When the CAR-T cells recognise and bind to the cancer cells in the patient, they signal the immune system to kill the tumour. CAR-Ts are incredibly effective at targeting a patient’s own specific tumour type, and are being studied for a wide range of cancers.
Presently, CAR-T therapy involves recovering and genetically manipulating the patient’s own white blood cells. However, cancer patients’ immune systems have often been impaired by long and debilitating chemo- or radiotherapy. This can make it hard to get enough cells for successful treatment.
“Off-the-shelf” CAR-T therapy is emerging as a useful alternative. By removing the major transplant barrier genes in donor cells, or choosing rare donors who are compatible with a high proportion of the population, doctors can use healthy cells that haven’t been subjected to chemo. This is also cheaper, because you don’t have to manufacture a unique product for every individual patient.
Unfortunately, precision medicines often cost many hundreds of thousands of dollars for any treatment. While there may be tolerance for expensively funding a few patients with rare diseases, the cost of mass precision medicine will be onerous for present health budgets.
The present health system won’t be able to provide public funding and insurance for these treatments unless major changes are implemented. We need to remember that keeping people healthy also has economic benefits. Helping patients meet the increased costs of these personalised therapies is an investment that will drive down the long-term costs of disease care.

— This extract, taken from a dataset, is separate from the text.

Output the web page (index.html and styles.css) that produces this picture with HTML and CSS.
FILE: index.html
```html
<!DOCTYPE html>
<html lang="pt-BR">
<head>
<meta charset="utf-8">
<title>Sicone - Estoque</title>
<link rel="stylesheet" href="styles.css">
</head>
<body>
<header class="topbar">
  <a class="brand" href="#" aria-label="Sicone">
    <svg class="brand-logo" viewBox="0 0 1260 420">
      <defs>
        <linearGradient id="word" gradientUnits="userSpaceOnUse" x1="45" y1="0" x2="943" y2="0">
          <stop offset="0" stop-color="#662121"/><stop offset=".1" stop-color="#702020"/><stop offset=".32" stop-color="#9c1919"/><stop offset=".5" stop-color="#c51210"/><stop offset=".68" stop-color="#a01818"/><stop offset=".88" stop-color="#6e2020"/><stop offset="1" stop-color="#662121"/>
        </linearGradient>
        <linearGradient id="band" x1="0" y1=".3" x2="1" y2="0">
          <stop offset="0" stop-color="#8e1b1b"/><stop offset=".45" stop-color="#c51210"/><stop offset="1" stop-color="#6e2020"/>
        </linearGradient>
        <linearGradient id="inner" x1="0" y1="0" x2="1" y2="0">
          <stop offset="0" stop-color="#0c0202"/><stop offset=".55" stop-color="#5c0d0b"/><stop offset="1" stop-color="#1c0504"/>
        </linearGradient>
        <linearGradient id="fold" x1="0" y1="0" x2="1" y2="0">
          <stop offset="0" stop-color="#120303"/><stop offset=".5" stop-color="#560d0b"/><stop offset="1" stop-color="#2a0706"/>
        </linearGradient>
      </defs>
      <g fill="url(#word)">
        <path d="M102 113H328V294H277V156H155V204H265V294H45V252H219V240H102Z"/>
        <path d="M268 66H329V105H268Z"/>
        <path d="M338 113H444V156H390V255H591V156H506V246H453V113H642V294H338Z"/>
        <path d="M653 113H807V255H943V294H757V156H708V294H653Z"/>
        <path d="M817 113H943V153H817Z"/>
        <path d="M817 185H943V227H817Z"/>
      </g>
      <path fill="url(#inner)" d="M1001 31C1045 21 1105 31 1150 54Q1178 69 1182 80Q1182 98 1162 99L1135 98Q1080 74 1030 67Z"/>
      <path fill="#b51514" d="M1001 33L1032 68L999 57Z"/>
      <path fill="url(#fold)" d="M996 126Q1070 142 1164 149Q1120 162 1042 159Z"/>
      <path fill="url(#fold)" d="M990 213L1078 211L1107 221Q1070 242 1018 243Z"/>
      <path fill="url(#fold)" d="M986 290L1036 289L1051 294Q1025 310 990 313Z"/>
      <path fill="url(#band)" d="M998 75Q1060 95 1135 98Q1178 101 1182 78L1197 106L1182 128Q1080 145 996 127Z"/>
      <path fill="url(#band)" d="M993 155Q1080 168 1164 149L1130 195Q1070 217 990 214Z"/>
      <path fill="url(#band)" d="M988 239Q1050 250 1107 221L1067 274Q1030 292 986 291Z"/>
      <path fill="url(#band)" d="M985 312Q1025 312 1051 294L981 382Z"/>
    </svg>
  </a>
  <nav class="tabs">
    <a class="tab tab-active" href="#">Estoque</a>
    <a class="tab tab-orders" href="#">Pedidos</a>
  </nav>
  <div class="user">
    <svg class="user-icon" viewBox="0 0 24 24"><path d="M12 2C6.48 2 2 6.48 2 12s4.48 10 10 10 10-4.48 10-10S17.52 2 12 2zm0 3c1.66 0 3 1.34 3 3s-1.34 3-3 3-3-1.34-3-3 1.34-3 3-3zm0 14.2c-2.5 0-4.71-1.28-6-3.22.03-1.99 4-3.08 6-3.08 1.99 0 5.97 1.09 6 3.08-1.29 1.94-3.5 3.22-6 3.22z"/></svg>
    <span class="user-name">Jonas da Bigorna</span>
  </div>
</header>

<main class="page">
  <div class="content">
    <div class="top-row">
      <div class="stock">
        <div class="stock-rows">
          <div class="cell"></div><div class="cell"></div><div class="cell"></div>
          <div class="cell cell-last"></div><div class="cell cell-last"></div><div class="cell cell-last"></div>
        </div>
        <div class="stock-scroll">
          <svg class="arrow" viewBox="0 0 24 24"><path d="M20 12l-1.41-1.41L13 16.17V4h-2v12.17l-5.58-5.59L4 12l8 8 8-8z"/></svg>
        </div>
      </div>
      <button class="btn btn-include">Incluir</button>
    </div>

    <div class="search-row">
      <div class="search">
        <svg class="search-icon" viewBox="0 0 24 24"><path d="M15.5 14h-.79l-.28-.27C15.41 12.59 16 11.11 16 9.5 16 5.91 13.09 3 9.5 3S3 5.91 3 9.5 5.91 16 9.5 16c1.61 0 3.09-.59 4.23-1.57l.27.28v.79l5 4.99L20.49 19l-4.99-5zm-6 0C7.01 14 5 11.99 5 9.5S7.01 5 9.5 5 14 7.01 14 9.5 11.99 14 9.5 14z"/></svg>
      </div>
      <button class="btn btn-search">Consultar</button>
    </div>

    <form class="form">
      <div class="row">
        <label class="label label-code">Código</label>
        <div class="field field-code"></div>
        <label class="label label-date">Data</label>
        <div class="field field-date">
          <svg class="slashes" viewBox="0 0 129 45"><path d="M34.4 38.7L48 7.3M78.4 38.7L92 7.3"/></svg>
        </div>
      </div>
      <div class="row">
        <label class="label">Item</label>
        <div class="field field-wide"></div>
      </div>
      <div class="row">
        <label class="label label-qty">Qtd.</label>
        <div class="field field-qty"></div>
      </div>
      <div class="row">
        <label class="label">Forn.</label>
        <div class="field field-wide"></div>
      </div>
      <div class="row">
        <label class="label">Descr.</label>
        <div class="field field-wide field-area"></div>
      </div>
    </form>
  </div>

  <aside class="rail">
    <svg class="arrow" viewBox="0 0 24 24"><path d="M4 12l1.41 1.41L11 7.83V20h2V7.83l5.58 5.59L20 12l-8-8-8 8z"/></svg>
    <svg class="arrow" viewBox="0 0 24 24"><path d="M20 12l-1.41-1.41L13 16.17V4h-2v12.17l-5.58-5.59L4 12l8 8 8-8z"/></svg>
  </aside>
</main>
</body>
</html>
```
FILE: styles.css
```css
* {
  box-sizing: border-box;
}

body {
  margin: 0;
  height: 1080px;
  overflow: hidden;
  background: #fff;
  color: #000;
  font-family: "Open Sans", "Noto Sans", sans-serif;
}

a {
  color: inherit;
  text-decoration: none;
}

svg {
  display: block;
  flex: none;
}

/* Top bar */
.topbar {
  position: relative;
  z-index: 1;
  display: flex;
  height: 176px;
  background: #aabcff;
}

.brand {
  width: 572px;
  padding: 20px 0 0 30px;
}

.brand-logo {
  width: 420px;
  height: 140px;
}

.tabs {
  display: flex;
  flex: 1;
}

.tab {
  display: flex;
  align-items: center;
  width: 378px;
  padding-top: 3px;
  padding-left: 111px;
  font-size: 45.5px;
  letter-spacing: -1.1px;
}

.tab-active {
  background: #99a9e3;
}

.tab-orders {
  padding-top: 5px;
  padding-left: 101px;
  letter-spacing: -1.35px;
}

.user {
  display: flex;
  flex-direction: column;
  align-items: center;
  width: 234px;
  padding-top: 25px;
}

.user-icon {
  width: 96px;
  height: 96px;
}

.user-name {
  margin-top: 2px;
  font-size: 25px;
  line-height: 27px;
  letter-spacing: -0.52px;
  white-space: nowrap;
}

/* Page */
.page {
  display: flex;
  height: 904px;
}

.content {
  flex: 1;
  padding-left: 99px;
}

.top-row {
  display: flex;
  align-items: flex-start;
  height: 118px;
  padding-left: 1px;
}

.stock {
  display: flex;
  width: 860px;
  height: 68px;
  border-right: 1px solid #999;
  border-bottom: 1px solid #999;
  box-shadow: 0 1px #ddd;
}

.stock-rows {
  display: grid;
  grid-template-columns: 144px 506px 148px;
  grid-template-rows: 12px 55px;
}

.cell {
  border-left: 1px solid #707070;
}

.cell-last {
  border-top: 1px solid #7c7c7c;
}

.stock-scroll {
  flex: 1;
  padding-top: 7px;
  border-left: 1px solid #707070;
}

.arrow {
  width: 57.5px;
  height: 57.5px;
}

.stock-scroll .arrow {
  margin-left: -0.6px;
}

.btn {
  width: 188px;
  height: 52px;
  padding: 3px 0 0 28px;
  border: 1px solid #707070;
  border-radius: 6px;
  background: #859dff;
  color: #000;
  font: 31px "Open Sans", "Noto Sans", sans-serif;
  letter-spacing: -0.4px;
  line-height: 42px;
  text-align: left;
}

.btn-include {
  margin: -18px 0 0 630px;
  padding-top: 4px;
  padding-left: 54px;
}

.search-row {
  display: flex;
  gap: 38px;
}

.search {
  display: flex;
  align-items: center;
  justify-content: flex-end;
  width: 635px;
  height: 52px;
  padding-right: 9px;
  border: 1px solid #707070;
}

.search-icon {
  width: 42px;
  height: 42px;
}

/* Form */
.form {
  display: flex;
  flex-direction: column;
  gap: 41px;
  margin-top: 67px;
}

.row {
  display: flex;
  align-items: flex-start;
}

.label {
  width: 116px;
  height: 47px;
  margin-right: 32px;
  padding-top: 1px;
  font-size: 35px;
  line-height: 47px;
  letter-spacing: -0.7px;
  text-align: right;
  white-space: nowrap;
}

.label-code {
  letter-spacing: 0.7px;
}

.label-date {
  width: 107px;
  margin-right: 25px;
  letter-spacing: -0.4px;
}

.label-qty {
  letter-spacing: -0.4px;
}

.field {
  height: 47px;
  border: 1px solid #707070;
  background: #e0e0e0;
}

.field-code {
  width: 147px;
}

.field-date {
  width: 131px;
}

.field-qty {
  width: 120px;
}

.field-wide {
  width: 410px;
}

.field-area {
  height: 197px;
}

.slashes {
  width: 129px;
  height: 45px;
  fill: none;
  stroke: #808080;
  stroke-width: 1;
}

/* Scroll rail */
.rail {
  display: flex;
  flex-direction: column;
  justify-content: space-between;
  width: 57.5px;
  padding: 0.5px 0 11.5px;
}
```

The other great challenge is in training clinicians to use major data resources. That means collecting and interpreting individual patient information to make better diagnoses and therapeutic recommendations.
Our community’s health will increasingly be a partnership between patients, consulting clinicians and therapeutic providers. These relationships will be different to what we’re used to. Patients’ decisions and data inputs will have a bigger role than ever before.
All these changes are already happening. Medical practice, public health, government, health insurance and the community need to come together to be ready for them. It’s up to us to create an economically rational, emotionally comfortable and socially just health care system for all.
Professor Alan Trounson FTSE
Alan Trounson PhD LLD is a world-renowned expert in stem cell research and one of the pioneers of IVF. Elected a Fellow in 2014, he is an Emeritus Professor at Monash University and Distinguished Scientist at the Hudson Institute of Medical Research. Professor Trounson is also the CEO of Cartherics, an immune stem cell cancer therapy company.